● Requirements:
Determine how many lines include the word "React", then give that number and nothing more.

● Stored records:
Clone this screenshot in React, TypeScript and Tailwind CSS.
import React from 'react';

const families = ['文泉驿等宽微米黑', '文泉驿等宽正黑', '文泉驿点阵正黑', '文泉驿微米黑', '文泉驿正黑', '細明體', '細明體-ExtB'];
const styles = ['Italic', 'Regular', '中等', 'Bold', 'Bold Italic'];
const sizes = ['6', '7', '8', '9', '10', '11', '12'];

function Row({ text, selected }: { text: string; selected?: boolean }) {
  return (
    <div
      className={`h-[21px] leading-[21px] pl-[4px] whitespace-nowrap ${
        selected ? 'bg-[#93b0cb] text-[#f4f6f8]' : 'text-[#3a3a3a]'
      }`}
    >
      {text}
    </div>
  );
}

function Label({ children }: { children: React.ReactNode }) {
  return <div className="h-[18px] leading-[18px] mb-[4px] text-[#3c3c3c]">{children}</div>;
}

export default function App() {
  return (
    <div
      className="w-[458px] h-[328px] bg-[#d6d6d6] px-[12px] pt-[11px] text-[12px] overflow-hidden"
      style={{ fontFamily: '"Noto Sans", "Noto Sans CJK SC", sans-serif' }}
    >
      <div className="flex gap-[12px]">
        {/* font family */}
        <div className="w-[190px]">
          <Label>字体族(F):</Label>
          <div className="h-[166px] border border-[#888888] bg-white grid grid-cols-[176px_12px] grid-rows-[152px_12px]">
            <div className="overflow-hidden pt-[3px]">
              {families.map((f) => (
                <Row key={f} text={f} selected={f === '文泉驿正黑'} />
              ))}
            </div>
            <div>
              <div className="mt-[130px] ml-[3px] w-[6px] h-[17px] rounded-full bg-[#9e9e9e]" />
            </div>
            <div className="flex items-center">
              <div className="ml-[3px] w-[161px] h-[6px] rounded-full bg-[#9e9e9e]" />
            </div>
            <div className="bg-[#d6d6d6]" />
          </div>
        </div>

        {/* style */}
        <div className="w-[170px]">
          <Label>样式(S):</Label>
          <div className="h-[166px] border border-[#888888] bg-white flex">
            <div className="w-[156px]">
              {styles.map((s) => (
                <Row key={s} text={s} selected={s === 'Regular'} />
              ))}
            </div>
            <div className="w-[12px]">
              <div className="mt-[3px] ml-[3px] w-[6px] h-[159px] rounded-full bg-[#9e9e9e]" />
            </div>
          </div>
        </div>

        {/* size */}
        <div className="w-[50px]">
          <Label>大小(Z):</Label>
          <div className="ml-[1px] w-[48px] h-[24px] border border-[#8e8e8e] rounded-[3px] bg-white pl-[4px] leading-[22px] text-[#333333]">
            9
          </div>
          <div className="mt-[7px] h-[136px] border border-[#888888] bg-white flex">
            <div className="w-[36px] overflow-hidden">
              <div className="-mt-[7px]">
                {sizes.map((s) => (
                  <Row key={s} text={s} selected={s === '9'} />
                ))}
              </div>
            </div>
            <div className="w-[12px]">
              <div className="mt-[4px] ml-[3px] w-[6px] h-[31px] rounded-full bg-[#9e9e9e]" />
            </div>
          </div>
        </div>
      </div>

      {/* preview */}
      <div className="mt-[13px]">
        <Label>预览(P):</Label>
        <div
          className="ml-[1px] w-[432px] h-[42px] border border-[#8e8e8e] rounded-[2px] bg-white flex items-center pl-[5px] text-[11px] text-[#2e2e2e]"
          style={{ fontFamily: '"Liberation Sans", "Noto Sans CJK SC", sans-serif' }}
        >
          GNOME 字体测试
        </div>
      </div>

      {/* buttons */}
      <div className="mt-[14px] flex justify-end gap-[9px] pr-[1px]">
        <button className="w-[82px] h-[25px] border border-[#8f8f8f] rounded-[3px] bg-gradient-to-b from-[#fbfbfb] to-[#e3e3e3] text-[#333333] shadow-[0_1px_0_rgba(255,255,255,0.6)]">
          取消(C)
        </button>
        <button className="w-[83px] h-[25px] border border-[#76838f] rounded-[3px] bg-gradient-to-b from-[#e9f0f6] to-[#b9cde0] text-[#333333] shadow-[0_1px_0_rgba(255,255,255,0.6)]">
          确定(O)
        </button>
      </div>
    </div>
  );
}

---

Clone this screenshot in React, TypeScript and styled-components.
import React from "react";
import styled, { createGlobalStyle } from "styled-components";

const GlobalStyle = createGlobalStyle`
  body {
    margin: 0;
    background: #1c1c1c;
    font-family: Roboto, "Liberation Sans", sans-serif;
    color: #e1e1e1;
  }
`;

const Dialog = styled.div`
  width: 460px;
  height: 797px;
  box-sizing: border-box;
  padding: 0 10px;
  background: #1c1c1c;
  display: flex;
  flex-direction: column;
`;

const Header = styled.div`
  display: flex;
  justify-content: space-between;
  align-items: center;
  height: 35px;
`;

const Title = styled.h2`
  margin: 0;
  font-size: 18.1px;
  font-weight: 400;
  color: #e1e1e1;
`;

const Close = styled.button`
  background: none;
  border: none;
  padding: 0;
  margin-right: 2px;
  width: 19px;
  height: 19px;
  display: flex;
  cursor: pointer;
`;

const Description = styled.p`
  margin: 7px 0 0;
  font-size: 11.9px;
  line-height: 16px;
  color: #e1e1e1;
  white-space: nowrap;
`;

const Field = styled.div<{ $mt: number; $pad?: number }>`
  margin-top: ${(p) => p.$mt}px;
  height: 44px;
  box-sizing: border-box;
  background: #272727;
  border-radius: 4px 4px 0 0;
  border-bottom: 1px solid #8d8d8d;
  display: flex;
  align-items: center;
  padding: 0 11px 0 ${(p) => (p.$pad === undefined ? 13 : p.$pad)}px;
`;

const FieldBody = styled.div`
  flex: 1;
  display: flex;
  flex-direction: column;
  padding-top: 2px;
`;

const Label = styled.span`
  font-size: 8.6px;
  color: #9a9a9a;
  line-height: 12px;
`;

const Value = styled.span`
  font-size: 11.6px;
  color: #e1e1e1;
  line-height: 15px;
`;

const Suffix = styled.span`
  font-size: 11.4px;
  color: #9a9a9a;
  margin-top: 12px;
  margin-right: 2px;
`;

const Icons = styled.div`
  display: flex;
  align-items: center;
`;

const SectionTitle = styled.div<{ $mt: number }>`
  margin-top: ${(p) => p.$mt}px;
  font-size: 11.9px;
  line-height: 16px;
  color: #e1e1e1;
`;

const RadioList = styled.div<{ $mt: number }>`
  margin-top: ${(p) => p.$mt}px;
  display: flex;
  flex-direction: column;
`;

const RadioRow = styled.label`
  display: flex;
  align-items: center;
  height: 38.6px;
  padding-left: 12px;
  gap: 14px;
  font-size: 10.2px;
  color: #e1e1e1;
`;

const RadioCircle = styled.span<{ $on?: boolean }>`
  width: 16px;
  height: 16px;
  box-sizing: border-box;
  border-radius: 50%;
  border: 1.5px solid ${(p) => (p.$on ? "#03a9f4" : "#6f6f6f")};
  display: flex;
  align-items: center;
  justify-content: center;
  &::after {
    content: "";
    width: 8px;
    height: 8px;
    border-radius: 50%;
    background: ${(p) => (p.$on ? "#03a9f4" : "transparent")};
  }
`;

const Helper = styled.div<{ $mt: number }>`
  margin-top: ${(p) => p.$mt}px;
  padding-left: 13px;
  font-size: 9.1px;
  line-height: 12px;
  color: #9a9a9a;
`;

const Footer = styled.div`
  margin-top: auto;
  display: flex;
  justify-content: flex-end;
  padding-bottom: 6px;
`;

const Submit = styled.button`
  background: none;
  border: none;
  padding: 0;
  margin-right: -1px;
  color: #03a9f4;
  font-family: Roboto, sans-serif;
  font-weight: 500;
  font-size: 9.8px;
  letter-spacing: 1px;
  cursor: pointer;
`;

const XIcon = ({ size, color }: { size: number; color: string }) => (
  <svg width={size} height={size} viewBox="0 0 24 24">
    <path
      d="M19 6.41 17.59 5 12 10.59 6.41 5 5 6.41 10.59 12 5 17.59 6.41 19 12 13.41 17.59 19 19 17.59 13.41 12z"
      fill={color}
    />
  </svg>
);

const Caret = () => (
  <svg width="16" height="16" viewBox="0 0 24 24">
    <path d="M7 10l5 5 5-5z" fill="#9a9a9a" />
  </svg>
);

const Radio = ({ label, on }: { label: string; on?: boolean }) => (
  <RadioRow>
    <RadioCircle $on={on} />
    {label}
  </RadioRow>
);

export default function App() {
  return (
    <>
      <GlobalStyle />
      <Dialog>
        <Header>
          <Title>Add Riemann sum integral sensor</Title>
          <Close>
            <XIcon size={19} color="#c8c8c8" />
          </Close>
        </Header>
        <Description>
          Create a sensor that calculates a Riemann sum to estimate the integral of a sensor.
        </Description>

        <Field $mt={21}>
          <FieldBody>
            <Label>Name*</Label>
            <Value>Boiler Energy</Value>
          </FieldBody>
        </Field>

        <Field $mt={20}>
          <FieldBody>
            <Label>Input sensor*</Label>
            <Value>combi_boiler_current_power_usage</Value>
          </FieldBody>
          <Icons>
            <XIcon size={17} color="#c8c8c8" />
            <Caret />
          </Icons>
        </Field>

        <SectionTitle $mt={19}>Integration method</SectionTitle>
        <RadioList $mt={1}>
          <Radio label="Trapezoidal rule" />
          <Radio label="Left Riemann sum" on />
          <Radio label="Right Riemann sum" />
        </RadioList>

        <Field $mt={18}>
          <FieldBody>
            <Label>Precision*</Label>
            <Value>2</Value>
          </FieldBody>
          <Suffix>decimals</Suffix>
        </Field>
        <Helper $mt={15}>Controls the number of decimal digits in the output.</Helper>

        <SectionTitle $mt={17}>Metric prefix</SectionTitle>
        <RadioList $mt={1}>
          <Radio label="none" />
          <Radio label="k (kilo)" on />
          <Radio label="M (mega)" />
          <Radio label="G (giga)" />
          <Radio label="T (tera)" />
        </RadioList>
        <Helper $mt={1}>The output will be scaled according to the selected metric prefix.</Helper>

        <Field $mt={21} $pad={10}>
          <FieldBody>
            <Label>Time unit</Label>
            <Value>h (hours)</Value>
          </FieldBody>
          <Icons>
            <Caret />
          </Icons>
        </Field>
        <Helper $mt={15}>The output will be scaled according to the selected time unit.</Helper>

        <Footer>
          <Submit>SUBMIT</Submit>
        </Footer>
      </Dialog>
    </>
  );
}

==

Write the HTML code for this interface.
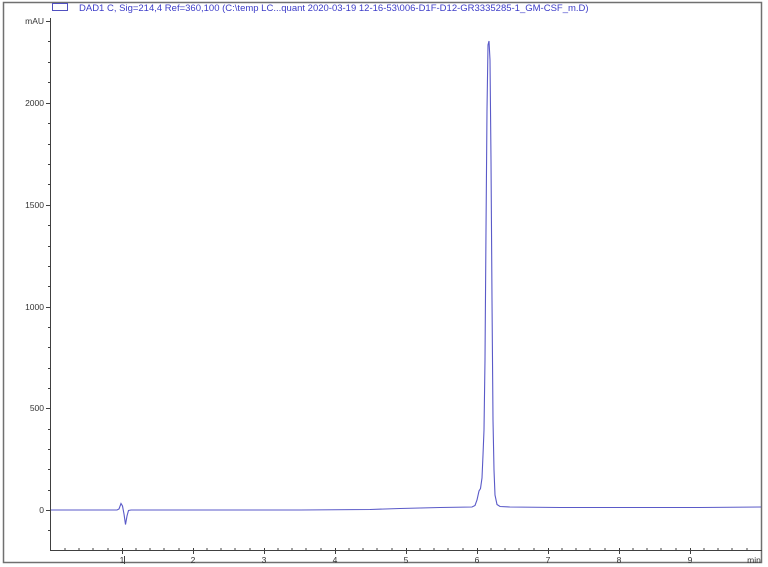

● Completed exercise:
5